What you need to do: Retype word for word the first line of the listing and each line after it up to the line with "const items = ['Tjenesteliste', 'Givertjeneste", with the pictures taken out.

-- Supplied data start --

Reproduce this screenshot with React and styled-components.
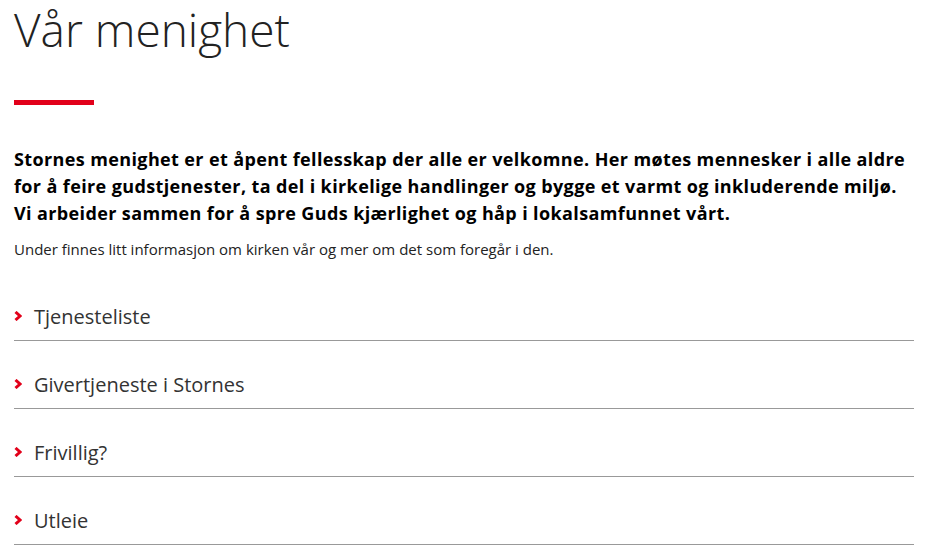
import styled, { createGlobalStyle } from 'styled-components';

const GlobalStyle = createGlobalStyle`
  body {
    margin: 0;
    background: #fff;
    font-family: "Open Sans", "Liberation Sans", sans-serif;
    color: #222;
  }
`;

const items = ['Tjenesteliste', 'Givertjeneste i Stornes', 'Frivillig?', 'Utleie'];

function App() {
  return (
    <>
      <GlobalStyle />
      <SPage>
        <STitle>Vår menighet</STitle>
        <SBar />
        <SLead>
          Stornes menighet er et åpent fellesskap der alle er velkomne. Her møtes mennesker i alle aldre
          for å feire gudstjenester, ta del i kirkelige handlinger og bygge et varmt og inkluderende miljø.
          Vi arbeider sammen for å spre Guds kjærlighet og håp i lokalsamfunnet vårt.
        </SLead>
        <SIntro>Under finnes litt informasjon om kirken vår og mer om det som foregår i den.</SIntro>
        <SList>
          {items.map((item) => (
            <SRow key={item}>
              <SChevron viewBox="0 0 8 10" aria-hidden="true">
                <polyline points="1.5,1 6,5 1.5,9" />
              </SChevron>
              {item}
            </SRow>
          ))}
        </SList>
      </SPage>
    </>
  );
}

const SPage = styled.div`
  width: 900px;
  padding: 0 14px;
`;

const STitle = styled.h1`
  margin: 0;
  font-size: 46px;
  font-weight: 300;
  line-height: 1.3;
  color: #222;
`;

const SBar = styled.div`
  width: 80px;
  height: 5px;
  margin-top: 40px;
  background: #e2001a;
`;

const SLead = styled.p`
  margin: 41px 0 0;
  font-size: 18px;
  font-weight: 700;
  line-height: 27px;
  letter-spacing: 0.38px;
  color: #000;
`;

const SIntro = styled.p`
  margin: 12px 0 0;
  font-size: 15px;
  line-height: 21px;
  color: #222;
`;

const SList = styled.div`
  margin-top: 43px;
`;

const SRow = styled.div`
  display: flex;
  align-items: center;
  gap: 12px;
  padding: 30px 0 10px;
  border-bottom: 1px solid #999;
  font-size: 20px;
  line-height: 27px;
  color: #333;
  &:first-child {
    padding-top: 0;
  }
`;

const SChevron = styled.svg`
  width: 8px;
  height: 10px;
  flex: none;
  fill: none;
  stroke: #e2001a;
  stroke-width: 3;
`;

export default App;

-- Supplied data end --

Output for this task:
Reproduce this screenshot with React and styled-components.
import styled, { createGlobalStyle } from 'styled-components';

const GlobalStyle = createGlobalStyle`
  body {
    margin: 0;
    background: #fff;
    font-family: "Open Sans", "Liberation Sans", sans-serif;
    color: #222;
  }
`;

const items = ['Tjenesteliste', 'Givertjeneste i Stornes', 'Frivillig?', 'Utleie'];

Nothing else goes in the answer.